Michael Rosenberg's latest article really stirred up somethoughts. He examined the Chicago Blackhawks, and their long slumber under their late owner Bill Wirtz--and their dramatic resurgence under his son, Rocky. Rosenberg then wonders if the same thing is in the cards for the Lions when Bill Jr. takes the reigns from Big Willie Style.
This makes three critical assumptions:
1) the Lions' decades-long malaise is primarily the fault of William Clay Ford
2) when Big Willie Style passes on, Bill Ford, Jr. will grab the steering wheel and put the pedal to the metal
3) when Junior does step into the driver's seat, he will be a "better" owner than his father
The problem with 1) is that while it's impossible to deny the conicidence of Ford's ownership and the Lions' track record of futility, Ford meets all the criteria of a great owner: he has nearly infinite resources, he never hesitates reinvest them in his team, he built a gorgeous facility, downtown, with his own money, he's resolutely committed to Detroit, he hires football men to do the football stuff and gets out of their way, and he's loyal to a fault.

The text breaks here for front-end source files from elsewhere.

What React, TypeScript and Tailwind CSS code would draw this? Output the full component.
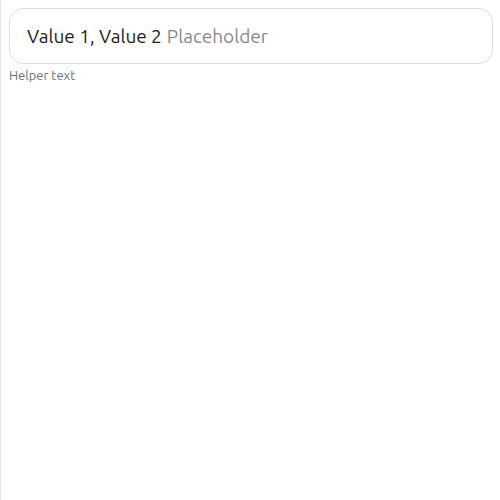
import React from 'react';

export default function App() {
  return (
    <div className="min-h-[500px] w-[500px] border-l border-[#e4e4e4] bg-white pl-2 pr-[7px] pt-2" style={{ fontFamily: 'Ubuntu, "Noto Sans", sans-serif' }}>
      <div className="flex h-14 items-center rounded-[14px] border border-[#dcdcdc] px-[17px]">
        <span className="text-[19px] text-[#1c1c1c]">Value 1, Value 2</span>
        <input
          className="ml-[5px] flex-1 bg-transparent text-[19px] text-[#1c1c1c] outline-none placeholder:text-[#8a8a8a]"
          placeholder="Placeholder"
        />
      </div>
      <p className="mt-[2px] text-[13px] text-[#707070]">Helper text</p>
    </div>
  );
}
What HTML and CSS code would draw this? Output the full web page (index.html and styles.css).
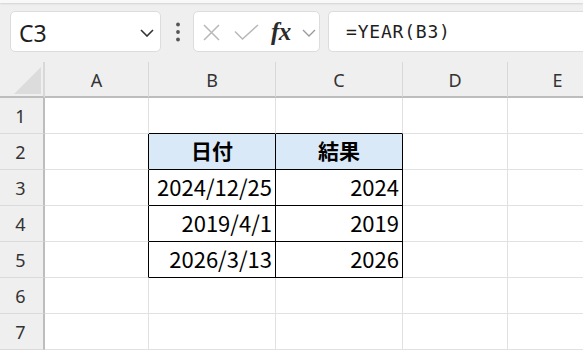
FILE: index.html
```html
<!DOCTYPE html>
<html lang="ja">
<head>
    <meta charset="UTF-8">
    <meta name="viewport" content="width=device-width, initial-scale=1.0">
    <title>YEAR関数</title>
    <link rel="stylesheet" href="styles.css">
</head>
<body>
    <div class="topband"></div>
    <div class="toolbar">
        <div class="namebox">
            <span class="name">C3</span>
            <svg class="chev" width="14" height="8" viewBox="0 0 14 8"><path d="M1 1 L7 7 L13 1" fill="none" stroke="#333" stroke-width="1.6"/></svg>
        </div>
        <div class="dots">
            <svg width="6" height="20" viewBox="0 0 6 20"><circle cx="3" cy="2.5" r="1.9" fill="#555"/><circle cx="3" cy="10" r="1.9" fill="#555"/><circle cx="3" cy="17.5" r="1.9" fill="#555"/></svg>
        </div>
        <div class="fxbox">
            <svg class="ic-x" width="17" height="17" viewBox="0 0 17 17"><path d="M1 1 L16 16 M16 1 L1 16" stroke="#b8b8b8" stroke-width="1.5" fill="none"/></svg>
            <svg class="ic-ok" width="25" height="16" viewBox="0 0 25 16"><path d="M1 7.5 L8.5 15 L24 1" stroke="#b8b8b8" stroke-width="1.5" fill="none"/></svg>
            <span class="fx">fx</span>
            <svg class="ic-dd" width="14" height="8" viewBox="0 0 14 8"><path d="M1 1 L7 7 L13 1" fill="none" stroke="#9a9a9a" stroke-width="1.3"/></svg>
        </div>
        <div class="formula">=YEAR(B3)</div>
    </div>

    <div class="sheet">
        <!-- 列見出し -->
        <div class="corner"><div class="tri"></div></div>
        <div class="colhead">A</div>
        <div class="colhead">B</div>
        <div class="colhead">C</div>
        <div class="colhead">D</div>
        <div class="colhead last">E</div>

        <div class="rowhead">1</div>
        <div class="cell"></div>
        <div class="cell edge-b"></div>
        <div class="cell edge-b"></div>
        <div class="cell"></div>
        <div class="cell last"></div>

        <div class="rowhead">2</div>
        <div class="cell edge-r"></div>
        <div class="cell tb th">日付</div>
        <div class="cell tb th">結果</div>
        <div class="cell"></div>
        <div class="cell last"></div>

        <div class="rowhead">3</div>
        <div class="cell edge-r"></div>
        <div class="cell tb">2024/12/25</div>
        <div class="cell tb">2024</div>
        <div class="cell"></div>
        <div class="cell last"></div>

        <div class="rowhead">4</div>
        <div class="cell edge-r"></div>
        <div class="cell tb">2019/4/1</div>
        <div class="cell tb">2019</div>
        <div class="cell"></div>
        <div class="cell last"></div>

        <div class="rowhead">5</div>
        <div class="cell edge-r"></div>
        <div class="cell tb">2026/3/13</div>
        <div class="cell tb">2026</div>
        <div class="cell"></div>
        <div class="cell last"></div>

        <div class="rowhead">6</div>
        <div class="cell"></div>
        <div class="cell"></div>
        <div class="cell"></div>
        <div class="cell"></div>
        <div class="cell last"></div>

        <div class="rowhead">7</div>
        <div class="cell"></div>
        <div class="cell"></div>
        <div class="cell"></div>
        <div class="cell"></div>
        <div class="cell last"></div>
    </div>
</body>
</html>
```

FILE: styles.css
```css
html, body {
    margin: 0;
    padding: 0;
    width: 583px;
    height: 350px;
    overflow: hidden;
    background-color: #efefef;
    font-family: "Noto Sans", "Noto Sans CJK JP", sans-serif;
    color: #222;
}
* {
    box-sizing: border-box;
}

/* 上端の帯 */
.topband {
    height: 3px;
    background-color: #f8f8f8;
    box-shadow: 0 1px 2px rgba(0, 0, 0, 0.12);
}

/* 数式バー */
.toolbar {
    display: flex;
    align-items: center;
    height: 59px;
    padding: 8px 0 10px 10px;
}
.namebox {
    display: flex;
    align-items: center;
    justify-content: space-between;
    width: 151px;
    height: 41px;
    padding: 0 6px 0 8px;
    background-color: #fff;
    border: 1px solid #dcdcdc;
    border-radius: 5px;
}
.name {
    font-size: 23px;
    line-height: 1;
    color: #1e1e1e;
    margin-top: 4px;
}
.chev {
    margin-top: 2px;
}
.dots {
    width: 32px;
    display: flex;
    justify-content: center;
    padding-left: 1px;
}
.dots svg {
    display: block;
}
.fxbox {
    display: flex;
    align-items: center;
    width: 127px;
    height: 41px;
    padding-left: 9px;
    background-color: #fff;
    border: 1px solid #dcdcdc;
    border-radius: 5px;
}
.ic-x {
    margin-top: 1px;
}
.ic-ok {
    margin-left: 14px;
}
.fx {
    margin-left: 12px;
    width: 23px;
    font-family: "Liberation Serif", serif;
    font-style: italic;
    font-weight: bold;
    font-size: 25px;
    line-height: 1;
    color: #2a2a2a;
    letter-spacing: -0.5px;
}
.ic-dd {
    margin-left: 8px;
    margin-top: 2px;
}
.formula {
    flex: 1;
    height: 41px;
    margin-left: 8px;
    padding-left: 17px;
    display: flex;
    align-items: center;
    background-color: #fff;
    border: 1px solid #dcdcdc;
    border-right: none;
    border-radius: 5px 0 0 5px;
    font-family: "DejaVu Sans Mono", monospace;
    font-size: 18px;
    letter-spacing: 0.8px;
    color: #1e1e1e;
}

/* シート */
.sheet {
    display: grid;
    grid-template-columns: 45px 104px 127px 127px 105px 1fr;
    grid-auto-rows: 36px;
}
.corner {
    display: flex;
    justify-content: flex-end;
    align-items: flex-end;
    padding: 0 2px 2px 0;
    border-right: 2px solid #d8d8d8;
    border-bottom: 2px solid #bdbdbd;
}
.tri {
    width: 27px;
    height: 27px;
    background-color: #dcdcdc;
    clip-path: polygon(100% 0, 100% 100%, 0 100%);
}
.colhead {
    display: flex;
    align-items: center;
    justify-content: center;
    border-right: 1px solid #d8d8d8;
    border-bottom: 2px solid #bdbdbd;
    font-size: 18px;
    color: #333;
    padding-top: 2px;
}
.colhead.last {
    padding-left: 24px;
}
.rowhead {
    display: flex;
    align-items: center;
    justify-content: center;
    border-right: 2px solid #bdbdbd;
    border-bottom: 1px solid #dadada;
    font-size: 18px;
    color: #333;
    padding-right: 2px;
}
.cell {
    display: flex;
    align-items: center;
    justify-content: flex-end;
    padding-right: 3px;
    padding-bottom: 3px;
    background-color: #fff;
    border-right: 1px solid #e1e1e1;
    border-bottom: 1px solid #e1e1e1;
    font-family: "Noto Sans CJK JP", sans-serif;
    font-size: 22px;
    color: #000;
    white-space: nowrap;
}
.last {
    border-right: none;
}
/* 表の罫線 */
.tb {
    border-right-color: #000;
    border-bottom-color: #000;
}
.edge-r {
    border-right-color: #000;
}
.edge-b {
    border-bottom-color: #000;
}
.th {
    justify-content: center;
    padding-right: 0;
    background-color: #dae9f8;
    font-size: 21px;
    font-weight: bold;
}
```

The only problem is that he's apparently not very good at hiring football men.
Brian VanOchten of the Grand Rapids Press has been amongst the most vocal and persistent Ford detractors; earlier this year he told Bill Simonson on The Huge Show that Ford is more concerned with hosting socialite cocktail parties in the secret rooms of Ford Field than winning football games. Of course, being "committed to winning"--that is to say, making a show of being heavily involved in all aspects of the business--doesn't necessarily translate into actual wins. Al Davis, Jerry Jones, and Daniel Snyder have wasted, literally, billions of dollars over the past decade trying franticallly to win Super Bowls--and, outside of the Gruden's Revenge Bowl, haven't even come close. In fact, one could compellingly argue that these franchises would be much better off if their owners focussed more on fêtes than football . . .

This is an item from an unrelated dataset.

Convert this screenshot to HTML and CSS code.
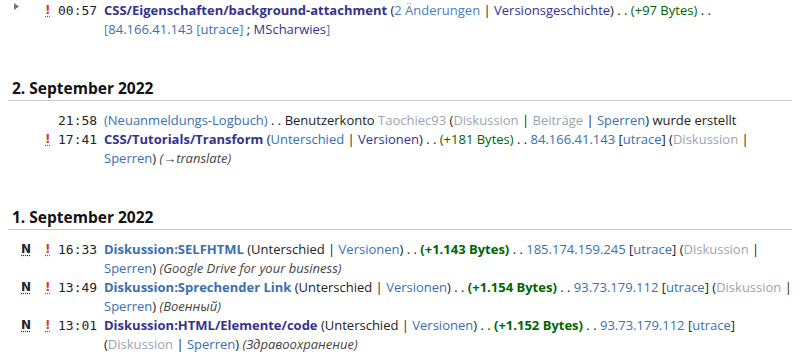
FILE: index.html
```html
<!DOCTYPE html>
<html lang="de">
<head>
<meta charset="utf-8">
<link rel="stylesheet" href="styles.css">
</head>
<body>
<div class="entry first">
  <div class="meta"><span class="arrow"><svg width="5" height="7" viewBox="0 0 5 7"><path d="M0 0 L5 3.5 L0 7 Z" fill="#72777d"/></svg></span><span class="flag-n"></span><abbr class="flag-u">!</abbr><span class="time">00:57</span></div>
  <div class="text"><a class="title visited" href="#">CSS/Eigenschaften/background-attachment</a> (<a href="#" class="light">2 Änderungen</a> | <a href="#" class="visited">Versionsgeschichte</a>) . . <span class="pos">(+97 Bytes)</span> . . <span class="by">[<a href="#">84.166.41.143</a> [<a href="#">utrace</a>]</span> ; <a href="#" class="visited">MScharwies</a><span class="by">]</span></div>
</div>

<h2 class="day">2. September 2022</h2>
<div class="entry">
  <div class="meta"><span class="arrow"></span><span class="flag-n"></span><span class="flag-u"></span><span class="time">21:58</span></div>
  <div class="text"><a href="#">(Neuanmeldungs-Logbuch)</a> . . Benutzerkonto <a href="#" class="new">Taochiec93</a> (<a href="#" class="new">Diskussion</a> | <a href="#" class="new">Beiträge</a> | <a href="#">Sperren</a>) wurde erstellt</div>
</div>
<div class="entry">
  <div class="meta"><span class="arrow"></span><span class="flag-n"></span><abbr class="flag-u">!</abbr><span class="time">17:41</span></div>
  <div class="text"><a class="title visited" href="#">CSS/Tutorials/Transform</a> (<a href="#">Unterschied</a> | <a href="#" class="visited">Versionen</a>) . . <span class="pos">(+181 Bytes)</span> . . <a href="#">84.166.41.143</a> [<a href="#">utrace</a>] (<a href="#" class="new">Diskussion</a> | <a href="#">Sperren</a>) <span class="comment">(→translate)</span></div>
</div>

<h2 class="day">1. September 2022</h2>
<div class="entry">
  <div class="meta"><span class="arrow"></span><abbr class="flag-n">N</abbr><abbr class="flag-u">!</abbr><span class="time">16:33</span></div>
  <div class="text"><a class="title" href="#">Diskussion:SELFHTML</a> (Unterschied | <a href="#">Versionen</a>) . . <span class="pos big">(+1.143 Bytes)</span> . . <a href="#">185.174.159.245</a> [<a href="#">utrace</a>] (<a href="#" class="new">Diskussion</a> | <a href="#">Sperren</a>) <span class="comment">(Google Drive for your business)</span></div>
</div>
<div class="entry">
  <div class="meta"><span class="arrow"></span><abbr class="flag-n">N</abbr><abbr class="flag-u">!</abbr><span class="time">13:49</span></div>
  <div class="text"><a class="title" href="#">Diskussion:Sprechender Link</a> (Unterschied | <a href="#">Versionen</a>) . . <span class="pos big">(+1.154 Bytes)</span> . . <a href="#">93.73.179.112</a> [<a href="#">utrace</a>] (<a href="#" class="new">Diskussion</a> | <a href="#">Sperren</a>) <span class="comment">(Военный)</span></div>
</div>
<div class="entry">
  <div class="meta"><span class="arrow"></span><abbr class="flag-n">N</abbr><abbr class="flag-u">!</abbr><span class="time">13:01</span></div>
  <div class="text"><a class="title visited" href="#">Diskussion:HTML/Elemente/code</a> (Unterschied | <a href="#">Versionen</a>) . . <span class="pos big">(+1.152 Bytes)</span> . . <a href="#">93.73.179.112</a> [<a href="#">utrace</a>] (<a href="#" class="new">Diskussion</a> | <a href="#">Sperren</a>) <span class="comment">(Здравоохранение)</span></div>
</div>
</body>
</html>
```

FILE: styles.css
```css
html, body {
  background: #fff;
}
body {
  margin: 0 8px;
  padding-top: 1px;
  font-family: "Open Sans", "Noto Sans", sans-serif;
  font-size: 13px;
  color: #222;
}
a {
  color: #3a6fb0;
  text-decoration: none;
}
a.visited {
  color: #35328c;
}
a.new {
  color: #9aa4ae;
}
a.light {
  color: #4a80bd;
}
a.title {
  font-weight: bold;
}
.by {
  color: #5b7fa8;
}
.entry {
  display: flex;
  line-height: 19px;
}
.meta {
  flex: 0 0 89px;
  display: flex;
  align-items: flex-start;
}
.arrow {
  display: flex;
  width: 13px;
  padding: 2px 0 0 6px;
  box-sizing: border-box;
  line-height: 0;
}
.flag-n, .flag-u {
  display: inline-block;
  font-weight: bold;
  text-decoration: underline dotted;
  text-underline-offset: 2px;
  font-family: "DejaVu Sans", sans-serif;
  font-size: 12px;
}
.flag-n {
  width: 24px;
  color: #222;
}
.flag-u {
  width: 13px;
  color: #d33;
}
.time {
  font-family: "DejaVu Sans Mono", monospace;
  font-size: 13px;
  color: #222;
  width: 39px;
}
.text {
  flex: 1;
  min-width: 0;
  padding-left: 7px;
}
.pos {
  color: #006400;
}
.pos.big {
  font-weight: bold;
}
.comment {
  font-style: italic;
  color: #444;
}
.day {
  margin: 38px 0 10px;
  padding-left: 4px;
  font-size: 15.5px;
  line-height: 23px;
  font-weight: bold;
  color: #111;
  border-bottom: 1px solid #c8ccd1;
}
```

As for 2), it's widely assumed that Bill Ford, Jr. would relish the opportunity to take control of the Lions away from his father, "clean house", and run the team the right way. Many point to his fateful statement to the media that he'd fire Matt Millen if he could as evidence of this. However, when directly asked if he's anticipating taking over the Lions, he hasn't responded in the affirmative:
My first obligation is to Ford [Motor Company], and that's still the case. ... I love the team. I'm a huge fan and always will be. But I don't know at this point what I could really contribute at the team level." [Detroit Free Press, 4/2/2008]
Given everything that's been going on in the auto industry lately, even though Bill Ford holds the title of "Vice Chairman" of the Lions, he can't possibly have much spare time or energy to invest in the day-to-day operations of a football team. I don't think that Bill could become a vocal, involved, hands-on, micromanaging NFL owner. That's not his managerial style, and that's not where his priorities or passions lie--he's too busy getting FoMoCo back on top.
Finally, 3) just because Bill Ford Jr. is a better businessman than his father was (see: having the wisdom to step down as CEO in lieu of a more experienced turnaround man, Ford beating most of the rest of the industry in Q1 2009, etc.), doesn't mean his management style is going to vastly differ from his father. It's true that he might hire better 'football men', or have a shorter leash on those that are clearly failing; who knows? Maybe that will be the difference. But the idea that the entire organization is somehow rotting from the top down because WCF is inherently evil, and once someone, anyone, else is in charge, the curse will be broken . . . well, it's simply not true. Yes, the Steelers have a wonderful ownership family and have been consistently succesful. However, they just faced off against the Cardinals in the Super Bowl--and the Bidwells have been consistently ranked among the worst owners in sports. The Rams' Greatest Show on Turf era came under Georgia Frontiere, who was hardly a football maven or a businesswoman. She inherited the team when her sixth husband died, and within a few years, moved the team to her hometown of St. Louis. Even so, the Rams won one Super Bowl, reached another, and spent years terrorizing the NFL, all with her atop the organization. If Bill Ford Jr. does nothing more than write the checks and watch the games, he'll be, on paper, no different than his father. Finally, it's been reported that if Junior'd had his way, he'd have promoted Tom Lewand a long time ago--so no, I do not see any Rocky Wirtz-style house cleaning taking place.
So what does this all mean? I think it means that Bill's already at the helm. Let's add up all the evidence: Junior says he'd fire Millen if he could; three days later Millen is fired. The day after the season is over, Junior's favored candidates are given the keys to the franchise.
Last year in 2006, he stepped down as CEO of Ford in the prime of his career. He's a self-proclaimed passionate fan of the team, and he knows that the franchise will be his as soon as his octogenerian father passes. It only makes sense to put the "affairs in order" first. Of course, I have no first- (or second-, or third-)hand knowledge of this, just my suspicions. But when William Clay Ford drives off this mortal coil, I suspect that nothing will change except the signature on the checks.
So does this end all Lions fans' hope for a Blackhawks-style renaissance? No--it means that renaissance, if it's coming, has already started.